Same thing in Iraq -- because we're convinced that's the best guarantee against having those once again become failed states or be the kinds of governments that develop, as did Saddam Hussein's regime in Iraq, or that allow them to create a breeding ground, if you will, for terrorism.

In Iraq, a different situation -- but there, again, we moved aggressively. Saddam Hussein's regime is gone. He's in jail. We've got an interim government in place now, been there for about 90 days. Prime Minister Allawi in charge -- was just in the U.S. this past week, spoke before a joint session of the Congress. There, too, they're also committed to free elections. They've already convened a national assembly, will have elections in January. That group will write a constitution, and by the end of next year, there will be a democratically elected government in place under a new constitution in Iraq. And the efforts in Iraq are tougher than in Afghanistan -- right now anyway -- in terms of the level of effort that's required from us, a continuing effort by remnants of the old regime, as well as a man named Zarqawi, who is sort of the lead terrorist there, an al Qaeda affiliate, to do everything they can to disrupt that process.

The level of violence in Iraq will be high, and possibly in Afghanistan, too, over the course of the next few months because they understand the window is closing. We actually intercepted a message that Zarqawi was sending earlier this year to a senior official of al Qaeda, an associate of Osama bin Laden's that basically talked about his strategy for prosecuting his efforts in Iraq through terrorist attacks, but said also in that, that if they ever were successful in establishing a legitimate regime that had reach across the country, that he would then have no choice but to pack his bags and move on, move out of Iraq, that the environment was such that they couldn't survive as a group under those kinds of circumstances.

So the level of violence will be high during this period of time because they're desperate. They know the window is closing. They know they've either got to derail the process now, or ultimately we'll succeed in our objectives there.
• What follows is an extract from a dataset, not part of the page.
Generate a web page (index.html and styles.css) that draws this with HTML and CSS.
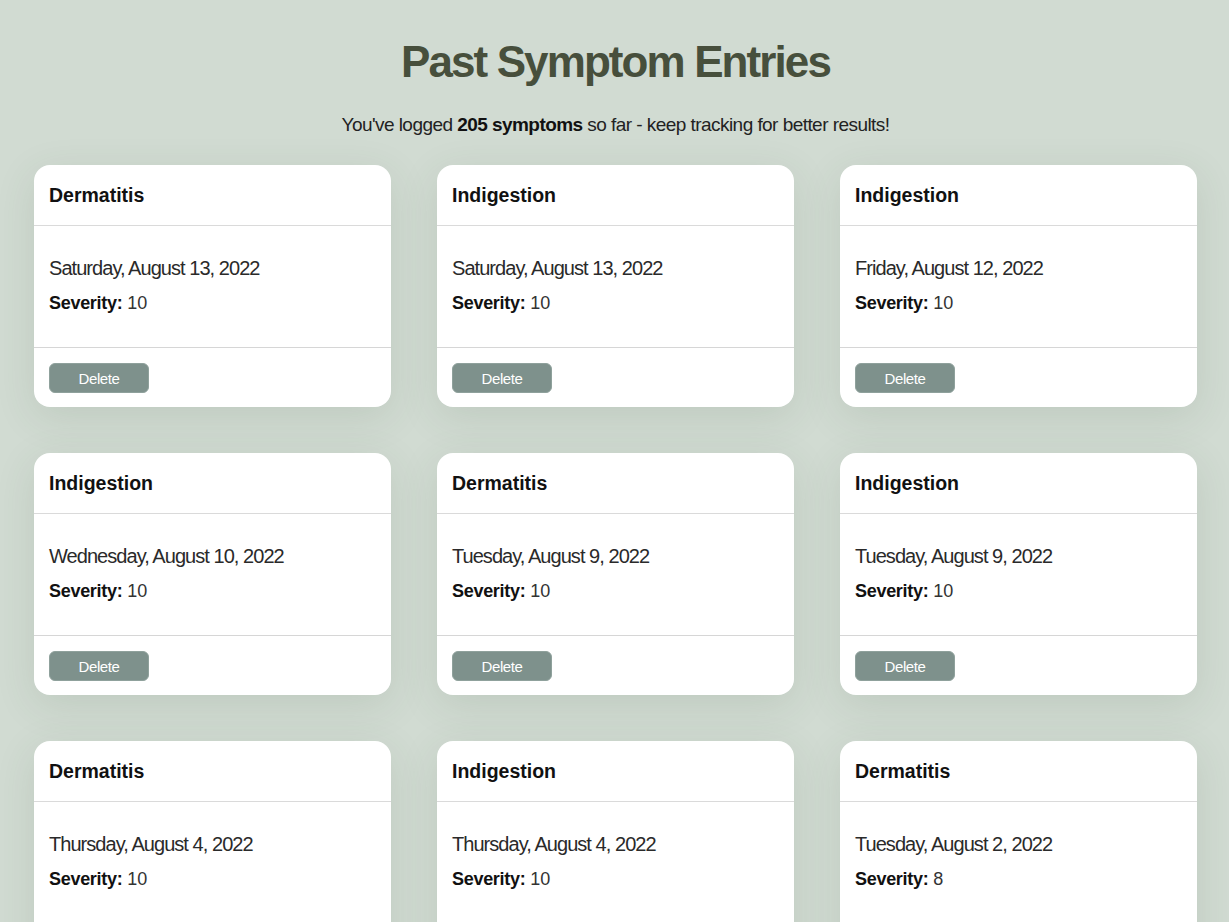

The effort in terms of what we're doing is, I think, absolutely worth it. For us to consider, or contemplate as I think some may be suggesting, some of the critics, perhaps, that it's not worth the effort, I think fails to understand the significance of what we're dealing with here. When you look at the global war on terror -- remember that it is a global threat; it's not just the U.S. that has been hit. It's just not New York and Washington. It's also Madrid, and Casablanca, and Riyadh, and Mombassa, and Istanbul, and Baghdad and Beslan, and Bali, and Jakarta. And that series of attacks, the last one in Beslan, in Russia, of course, some 350 dead -- most of them school children -- the need to deal with that global conflict is very real.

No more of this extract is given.